Tell how many lines have the string "styles" in them, and write nothing besides the number.

╭─ Data

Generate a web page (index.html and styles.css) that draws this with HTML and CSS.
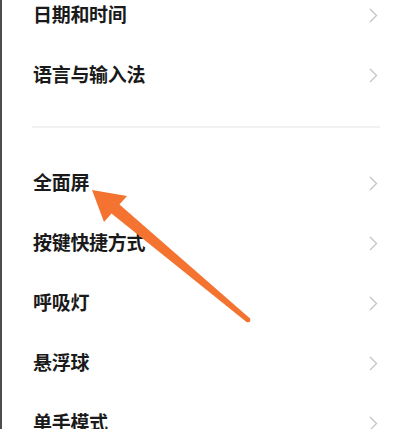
FILE: index.html
```html
<!DOCTYPE html>
<html>
<head>
  <meta charset="utf-8">
  <link rel="stylesheet" href="styles.css">
</head>
<body>
  <div class="screen">
    <div class="group group-top">
      <div class="row"><span class="label">日期和时间</span><svg class="chevron" viewBox="0 0 9 15"><polyline points="1,1 7.5,7.5 1,14"/></svg></div>
      <div class="row"><span class="label">语言与输入法</span><svg class="chevron" viewBox="0 0 9 15"><polyline points="1,1 7.5,7.5 1,14"/></svg></div>
    </div>

    <div class="divider"></div>

    <div class="group">
      <div class="row"><span class="label">全面屏</span><svg class="chevron" viewBox="0 0 9 15"><polyline points="1,1 7.5,7.5 1,14"/></svg></div>
      <div class="row"><span class="label">按键快捷方式</span><svg class="chevron" viewBox="0 0 9 15"><polyline points="1,1 7.5,7.5 1,14"/></svg></div>
      <div class="row"><span class="label">呼吸灯</span><svg class="chevron" viewBox="0 0 9 15"><polyline points="1,1 7.5,7.5 1,14"/></svg></div>
      <div class="row"><span class="label">悬浮球</span><svg class="chevron" viewBox="0 0 9 15"><polyline points="1,1 7.5,7.5 1,14"/></svg></div>
      <div class="row"><span class="label">单手模式</span><svg class="chevron" viewBox="0 0 9 15"><polyline points="1,1 7.5,7.5 1,14"/></svg></div>
    </div>

    <svg class="pointer" width="409" height="429" viewBox="0 0 409 429">
      <polygon fill="#f47330" points="92,190 127,196 119.5,204.5 249.5,318 246.5,322 111.5,213.5 104,222"/>
      <circle cx="248" cy="320" r="2.4" fill="#f47330"/>
    </svg>
  </div>
</body>
</html>
```

FILE: styles.css
```css
* {
  margin: 0;
  padding: 0;
  box-sizing: border-box;
}

body {
  width: 409px;
  height: 429px;
  background: #ffffff;
  font-family: "Noto Sans CJK SC", "Noto Sans", sans-serif;
  overflow: hidden;
}

.screen {
  position: relative;
  height: 429px;
  border-left: 2px solid #4d4d4d;
  overflow: hidden;
}

.group-top {
  margin-top: -15px;
}

.row {
  height: 60px;
  display: flex;
  align-items: center;
  justify-content: space-between;
  padding: 0 31px 3px 31px;
}

.label {
  font-size: 19px;
  font-weight: 600;
  color: #1a1a1a;
  letter-spacing: -0.3px;
  line-height: 24px;
}

.chevron {
  width: 9px;
  height: 15px;
  margin-top: 3px;
  fill: none;
  stroke: #c4c4c4;
  stroke-width: 1.3;
}

.divider {
  height: 2px;
  background: #f1f1f1;
  margin: 21px 29px 25px 30px;
}

.pointer {
  position: absolute;
  top: 0;
  left: -2px;
}
```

╰─

§ Exercise result
3